SOURCE EXCERPT
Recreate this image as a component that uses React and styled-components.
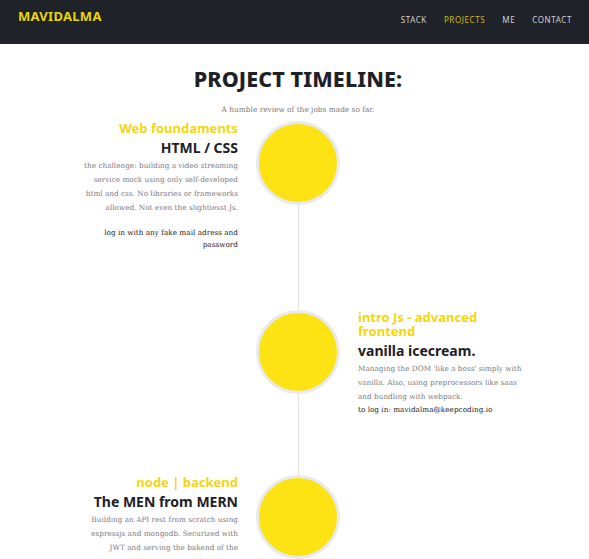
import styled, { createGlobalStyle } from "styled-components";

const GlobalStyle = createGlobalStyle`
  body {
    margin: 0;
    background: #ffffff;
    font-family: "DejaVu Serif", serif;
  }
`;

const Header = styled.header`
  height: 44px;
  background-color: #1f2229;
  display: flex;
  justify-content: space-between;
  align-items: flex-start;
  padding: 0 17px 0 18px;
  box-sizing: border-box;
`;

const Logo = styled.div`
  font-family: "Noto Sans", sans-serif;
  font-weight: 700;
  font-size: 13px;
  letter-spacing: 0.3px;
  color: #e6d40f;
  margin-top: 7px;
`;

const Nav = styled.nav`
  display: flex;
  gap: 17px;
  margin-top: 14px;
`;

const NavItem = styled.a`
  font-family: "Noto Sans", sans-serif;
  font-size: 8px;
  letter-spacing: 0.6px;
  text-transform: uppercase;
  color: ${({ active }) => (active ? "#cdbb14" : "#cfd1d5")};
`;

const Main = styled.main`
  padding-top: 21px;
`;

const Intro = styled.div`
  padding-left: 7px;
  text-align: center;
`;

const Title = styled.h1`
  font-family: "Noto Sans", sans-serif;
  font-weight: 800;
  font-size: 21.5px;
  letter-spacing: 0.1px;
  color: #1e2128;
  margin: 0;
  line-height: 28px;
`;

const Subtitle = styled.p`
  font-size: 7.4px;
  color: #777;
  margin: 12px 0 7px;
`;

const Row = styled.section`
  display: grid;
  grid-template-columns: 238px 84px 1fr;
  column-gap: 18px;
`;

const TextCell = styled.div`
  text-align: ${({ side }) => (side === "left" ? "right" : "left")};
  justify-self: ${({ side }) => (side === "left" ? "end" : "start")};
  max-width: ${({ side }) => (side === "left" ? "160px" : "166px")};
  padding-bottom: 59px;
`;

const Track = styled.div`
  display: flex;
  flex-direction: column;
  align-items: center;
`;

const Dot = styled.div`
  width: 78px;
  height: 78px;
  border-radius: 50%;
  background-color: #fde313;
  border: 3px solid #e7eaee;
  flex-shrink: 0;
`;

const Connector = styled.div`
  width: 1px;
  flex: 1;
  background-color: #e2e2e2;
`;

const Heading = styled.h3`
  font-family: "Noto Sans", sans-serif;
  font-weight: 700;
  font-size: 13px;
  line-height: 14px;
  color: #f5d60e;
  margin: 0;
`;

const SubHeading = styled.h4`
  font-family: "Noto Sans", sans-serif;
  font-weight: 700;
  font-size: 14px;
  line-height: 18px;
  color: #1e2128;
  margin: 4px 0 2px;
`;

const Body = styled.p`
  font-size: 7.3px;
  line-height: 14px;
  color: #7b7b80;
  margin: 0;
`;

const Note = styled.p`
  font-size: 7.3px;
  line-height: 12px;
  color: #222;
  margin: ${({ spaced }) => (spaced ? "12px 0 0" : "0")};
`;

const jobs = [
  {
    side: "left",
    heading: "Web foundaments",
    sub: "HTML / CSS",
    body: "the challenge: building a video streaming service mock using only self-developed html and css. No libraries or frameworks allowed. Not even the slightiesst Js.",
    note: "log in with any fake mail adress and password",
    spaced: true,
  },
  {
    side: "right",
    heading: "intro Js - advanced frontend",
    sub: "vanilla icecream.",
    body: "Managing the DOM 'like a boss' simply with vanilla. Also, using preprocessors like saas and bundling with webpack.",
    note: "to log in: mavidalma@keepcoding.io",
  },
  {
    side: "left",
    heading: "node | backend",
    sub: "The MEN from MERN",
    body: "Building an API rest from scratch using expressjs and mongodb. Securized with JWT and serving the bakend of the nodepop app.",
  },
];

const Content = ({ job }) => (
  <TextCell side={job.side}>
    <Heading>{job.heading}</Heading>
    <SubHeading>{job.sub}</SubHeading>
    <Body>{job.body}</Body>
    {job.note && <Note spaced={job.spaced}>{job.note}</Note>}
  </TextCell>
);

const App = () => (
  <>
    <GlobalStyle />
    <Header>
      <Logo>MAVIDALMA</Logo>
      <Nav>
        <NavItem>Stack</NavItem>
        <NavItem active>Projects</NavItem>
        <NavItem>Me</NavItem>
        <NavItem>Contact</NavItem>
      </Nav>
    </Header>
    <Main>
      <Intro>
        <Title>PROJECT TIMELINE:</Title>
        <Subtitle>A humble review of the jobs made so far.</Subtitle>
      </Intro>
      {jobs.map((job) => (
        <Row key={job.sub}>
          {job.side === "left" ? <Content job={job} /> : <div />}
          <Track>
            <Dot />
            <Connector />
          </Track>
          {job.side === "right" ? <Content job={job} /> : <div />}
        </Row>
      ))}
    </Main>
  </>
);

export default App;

TASK PROMPT
Copy every line above word for word and exclude the pictures.

EXERCISE SOLUTION
Recreate this image as a component that uses React and styled-components.
import styled, { createGlobalStyle } from "styled-components";

const GlobalStyle = createGlobalStyle`
  body {
    margin: 0;
    background: #ffffff;
    font-family: "DejaVu Serif", serif;
  }
`;

const Header = styled.header`
  height: 44px;
  background-color: #1f2229;
  display: flex;
  justify-content: space-between;
  align-items: flex-start;
  padding: 0 17px 0 18px;
  box-sizing: border-box;
`;

const Logo = styled.div`
  font-family: "Noto Sans", sans-serif;
  font-weight: 700;
  font-size: 13px;
  letter-spacing: 0.3px;
  color: #e6d40f;
  margin-top: 7px;
`;

const Nav = styled.nav`
  display: flex;
  gap: 17px;
  margin-top: 14px;
`;

const NavItem = styled.a`
  font-family: "Noto Sans", sans-serif;
  font-size: 8px;
  letter-spacing: 0.6px;
  text-transform: uppercase;
  color: ${({ active }) => (active ? "#cdbb14" : "#cfd1d5")};
`;

const Main = styled.main`
  padding-top: 21px;
`;

const Intro = styled.div`
  padding-left: 7px;
  text-align: center;
`;

const Title = styled.h1`
  font-family: "Noto Sans", sans-serif;
  font-weight: 800;
  font-size: 21.5px;
  letter-spacing: 0.1px;
  color: #1e2128;
  margin: 0;
  line-height: 28px;
`;

const Subtitle = styled.p`
  font-size: 7.4px;
  color: #777;
  margin: 12px 0 7px;
`;

const Row = styled.section`
  display: grid;
  grid-template-columns: 238px 84px 1fr;
  column-gap: 18px;
`;

const TextCell = styled.div`
  text-align: ${({ side }) => (side === "left" ? "right" : "left")};
  justify-self: ${({ side }) => (side === "left" ? "end" : "start")};
  max-width: ${({ side }) => (side === "left" ? "160px" : "166px")};
  padding-bottom: 59px;
`;

const Track = styled.div`
  display: flex;
  flex-direction: column;
  align-items: center;
`;

const Dot = styled.div`
  width: 78px;
  height: 78px;
  border-radius: 50%;
  background-color: #fde313;
  border: 3px solid #e7eaee;
  flex-shrink: 0;
`;

const Connector = styled.div`
  width: 1px;
  flex: 1;
  background-color: #e2e2e2;
`;

const Heading = styled.h3`
  font-family: "Noto Sans", sans-serif;
  font-weight: 700;
  font-size: 13px;
  line-height: 14px;
  color: #f5d60e;
  margin: 0;
`;

const SubHeading = styled.h4`
  font-family: "Noto Sans", sans-serif;
  font-weight: 700;
  font-size: 14px;
  line-height: 18px;
  color: #1e2128;
  margin: 4px 0 2px;
`;

const Body = styled.p`
  font-size: 7.3px;
  line-height: 14px;
  color: #7b7b80;
  margin: 0;
`;

const Note = styled.p`
  font-size: 7.3px;
  line-height: 12px;
  color: #222;
  margin: ${({ spaced }) => (spaced ? "12px 0 0" : "0")};
`;

const jobs = [
  {
    side: "left",
    heading: "Web foundaments",
    sub: "HTML / CSS",
    body: "the challenge: building a video streaming service mock using only self-developed html and css. No libraries or frameworks allowed. Not even the slightiesst Js.",
    note: "log in with any fake mail adress and password",
    spaced: true,
  },
  {
    side: "right",
    heading: "intro Js - advanced frontend",
    sub: "vanilla icecream.",
    body: "Managing the DOM 'like a boss' simply with vanilla. Also, using preprocessors like saas and bundling with webpack.",
    note: "to log in: mavidalma@keepcoding.io",
  },
  {
    side: "left",
    heading: "node | backend",
    sub: "The MEN from MERN",
    body: "Building an API rest from scratch using expressjs and mongodb. Securized with JWT and serving the bakend of the nodepop app.",
  },
];

const Content = ({ job }) => (
  <TextCell side={job.side}>
    <Heading>{job.heading}</Heading>
    <SubHeading>{job.sub}</SubHeading>
    <Body>{job.body}</Body>
    {job.note && <Note spaced={job.spaced}>{job.note}</Note>}
  </TextCell>
);

const App = () => (
  <>
    <GlobalStyle />
    <Header>
      <Logo>MAVIDALMA</Logo>
      <Nav>
        <NavItem>Stack</NavItem>
        <NavItem active>Projects</NavItem>
        <NavItem>Me</NavItem>
        <NavItem>Contact</NavItem>
      </Nav>
    </Header>
    <Main>
      <Intro>
        <Title>PROJECT TIMELINE:</Title>
        <Subtitle>A humble review of the jobs made so far.</Subtitle>
      </Intro>
      {jobs.map((job) => (
        <Row key={job.sub}>
          {job.side === "left" ? <Content job={job} /> : <div />}
          <Track>
            <Dot />
            <Connector />
          </Track>
          {job.side === "right" ? <Content job={job} /> : <div />}
        </Row>
      ))}
    </Main>
  </>
);

export default App;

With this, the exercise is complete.